Extracted material:
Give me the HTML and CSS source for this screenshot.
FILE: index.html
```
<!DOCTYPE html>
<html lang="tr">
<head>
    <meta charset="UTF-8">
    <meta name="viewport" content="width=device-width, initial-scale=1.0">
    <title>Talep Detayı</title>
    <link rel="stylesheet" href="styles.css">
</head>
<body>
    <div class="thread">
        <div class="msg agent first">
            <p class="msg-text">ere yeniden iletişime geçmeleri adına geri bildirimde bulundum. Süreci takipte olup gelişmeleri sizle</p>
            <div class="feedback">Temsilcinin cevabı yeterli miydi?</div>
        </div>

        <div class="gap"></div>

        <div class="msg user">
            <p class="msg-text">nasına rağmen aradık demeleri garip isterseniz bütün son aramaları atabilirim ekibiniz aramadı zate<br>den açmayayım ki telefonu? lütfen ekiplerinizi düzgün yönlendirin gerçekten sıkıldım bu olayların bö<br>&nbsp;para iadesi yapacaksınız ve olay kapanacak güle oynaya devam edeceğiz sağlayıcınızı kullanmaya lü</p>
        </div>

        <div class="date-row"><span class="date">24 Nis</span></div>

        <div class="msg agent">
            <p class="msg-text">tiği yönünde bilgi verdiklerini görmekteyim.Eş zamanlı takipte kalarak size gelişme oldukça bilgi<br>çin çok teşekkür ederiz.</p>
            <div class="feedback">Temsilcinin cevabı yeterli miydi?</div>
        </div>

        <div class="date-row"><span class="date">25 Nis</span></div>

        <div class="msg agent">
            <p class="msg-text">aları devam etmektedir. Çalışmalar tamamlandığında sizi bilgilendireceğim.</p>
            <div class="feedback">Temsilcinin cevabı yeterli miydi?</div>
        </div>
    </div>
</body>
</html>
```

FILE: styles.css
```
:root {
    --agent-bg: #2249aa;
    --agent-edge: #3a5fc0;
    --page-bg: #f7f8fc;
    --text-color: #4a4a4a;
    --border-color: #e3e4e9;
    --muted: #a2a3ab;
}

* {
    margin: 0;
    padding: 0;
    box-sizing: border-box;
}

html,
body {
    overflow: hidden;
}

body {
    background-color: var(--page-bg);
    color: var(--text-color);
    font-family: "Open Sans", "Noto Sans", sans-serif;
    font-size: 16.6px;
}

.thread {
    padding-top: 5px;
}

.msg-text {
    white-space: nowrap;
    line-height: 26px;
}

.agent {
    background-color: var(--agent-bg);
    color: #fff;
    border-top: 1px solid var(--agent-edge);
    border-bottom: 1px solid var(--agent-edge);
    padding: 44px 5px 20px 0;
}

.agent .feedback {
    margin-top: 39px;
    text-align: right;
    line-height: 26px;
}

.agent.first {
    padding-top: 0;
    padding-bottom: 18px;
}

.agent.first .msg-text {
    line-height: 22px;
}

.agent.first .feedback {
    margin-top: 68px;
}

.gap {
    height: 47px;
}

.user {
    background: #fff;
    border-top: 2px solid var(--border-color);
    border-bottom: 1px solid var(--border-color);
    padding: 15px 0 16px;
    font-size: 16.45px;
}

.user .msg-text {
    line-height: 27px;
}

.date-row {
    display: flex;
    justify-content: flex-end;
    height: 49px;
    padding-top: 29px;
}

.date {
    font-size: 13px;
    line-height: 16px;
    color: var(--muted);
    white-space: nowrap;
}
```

==

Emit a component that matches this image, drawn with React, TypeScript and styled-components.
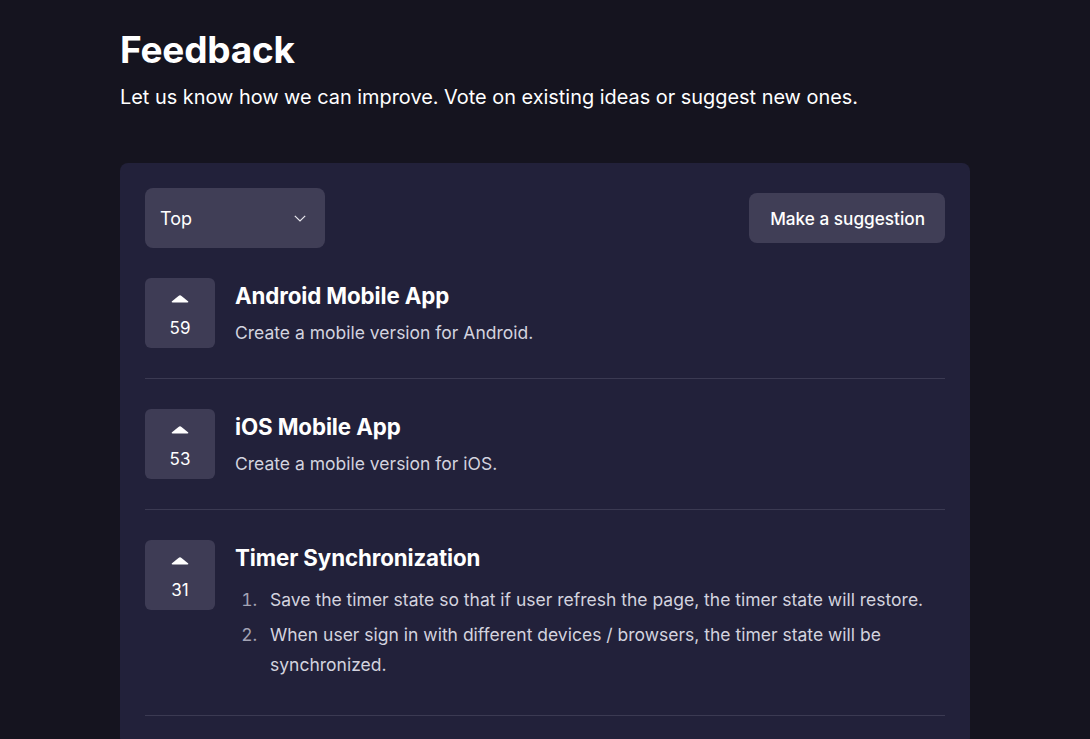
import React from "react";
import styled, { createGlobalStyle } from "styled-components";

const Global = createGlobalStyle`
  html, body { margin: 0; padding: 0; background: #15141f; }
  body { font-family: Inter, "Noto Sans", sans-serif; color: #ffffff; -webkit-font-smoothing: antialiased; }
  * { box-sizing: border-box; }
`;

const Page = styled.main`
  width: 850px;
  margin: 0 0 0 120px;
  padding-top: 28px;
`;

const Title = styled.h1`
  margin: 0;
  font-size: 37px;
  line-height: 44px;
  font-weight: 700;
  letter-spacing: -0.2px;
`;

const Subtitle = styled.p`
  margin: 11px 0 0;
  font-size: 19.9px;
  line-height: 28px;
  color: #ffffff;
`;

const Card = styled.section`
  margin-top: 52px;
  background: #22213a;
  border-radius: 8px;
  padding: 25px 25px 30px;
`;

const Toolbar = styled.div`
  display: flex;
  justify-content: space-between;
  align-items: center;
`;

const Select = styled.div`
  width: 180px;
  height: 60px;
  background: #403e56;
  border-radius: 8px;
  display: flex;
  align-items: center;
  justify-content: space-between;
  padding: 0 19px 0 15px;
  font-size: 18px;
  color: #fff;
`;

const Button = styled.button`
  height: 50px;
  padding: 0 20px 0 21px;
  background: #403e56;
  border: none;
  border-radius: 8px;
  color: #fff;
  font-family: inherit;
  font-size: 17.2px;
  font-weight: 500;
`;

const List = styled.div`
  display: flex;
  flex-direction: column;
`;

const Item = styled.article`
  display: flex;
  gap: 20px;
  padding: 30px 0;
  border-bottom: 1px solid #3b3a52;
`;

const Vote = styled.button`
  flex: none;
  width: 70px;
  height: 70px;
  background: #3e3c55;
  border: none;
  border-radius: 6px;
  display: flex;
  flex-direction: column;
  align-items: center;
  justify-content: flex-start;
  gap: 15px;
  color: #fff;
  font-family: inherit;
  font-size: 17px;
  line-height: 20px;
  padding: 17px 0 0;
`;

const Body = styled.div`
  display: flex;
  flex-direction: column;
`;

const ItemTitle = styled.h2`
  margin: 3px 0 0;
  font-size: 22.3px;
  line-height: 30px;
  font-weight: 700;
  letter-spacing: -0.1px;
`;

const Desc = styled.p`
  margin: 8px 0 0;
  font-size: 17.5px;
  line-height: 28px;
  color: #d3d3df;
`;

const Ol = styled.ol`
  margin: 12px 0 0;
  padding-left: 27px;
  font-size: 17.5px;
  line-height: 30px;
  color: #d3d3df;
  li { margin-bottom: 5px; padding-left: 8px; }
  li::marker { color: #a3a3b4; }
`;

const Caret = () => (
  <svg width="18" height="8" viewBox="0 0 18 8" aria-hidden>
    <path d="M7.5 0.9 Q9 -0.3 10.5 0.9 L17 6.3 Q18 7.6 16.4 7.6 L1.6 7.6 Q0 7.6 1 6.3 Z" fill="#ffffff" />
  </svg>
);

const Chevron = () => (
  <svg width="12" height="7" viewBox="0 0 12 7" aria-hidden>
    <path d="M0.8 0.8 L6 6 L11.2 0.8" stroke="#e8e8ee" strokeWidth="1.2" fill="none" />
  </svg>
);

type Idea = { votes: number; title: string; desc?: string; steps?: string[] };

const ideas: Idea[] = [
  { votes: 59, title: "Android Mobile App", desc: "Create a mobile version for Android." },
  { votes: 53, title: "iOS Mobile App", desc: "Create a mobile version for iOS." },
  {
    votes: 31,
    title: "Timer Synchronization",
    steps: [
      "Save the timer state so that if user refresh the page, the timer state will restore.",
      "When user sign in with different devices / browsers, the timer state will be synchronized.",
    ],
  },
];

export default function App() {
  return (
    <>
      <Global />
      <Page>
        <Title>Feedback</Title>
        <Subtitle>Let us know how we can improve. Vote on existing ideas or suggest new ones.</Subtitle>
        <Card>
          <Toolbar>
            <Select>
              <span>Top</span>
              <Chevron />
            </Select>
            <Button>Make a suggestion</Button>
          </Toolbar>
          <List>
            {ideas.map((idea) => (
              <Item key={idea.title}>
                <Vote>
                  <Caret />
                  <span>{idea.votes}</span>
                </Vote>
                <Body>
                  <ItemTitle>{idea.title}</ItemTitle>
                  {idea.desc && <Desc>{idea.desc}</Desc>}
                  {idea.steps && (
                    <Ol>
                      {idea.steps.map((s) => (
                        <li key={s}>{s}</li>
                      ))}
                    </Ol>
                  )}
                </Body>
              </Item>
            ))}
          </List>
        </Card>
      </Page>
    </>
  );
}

Short problem:
Look through the data above. Copy every line with the string "that" in it.

Response to this task:
Emit a component that matches this image, drawn with React, TypeScript and styled-components.
      "Save the timer state so that if user refresh the page, the timer state will restore.",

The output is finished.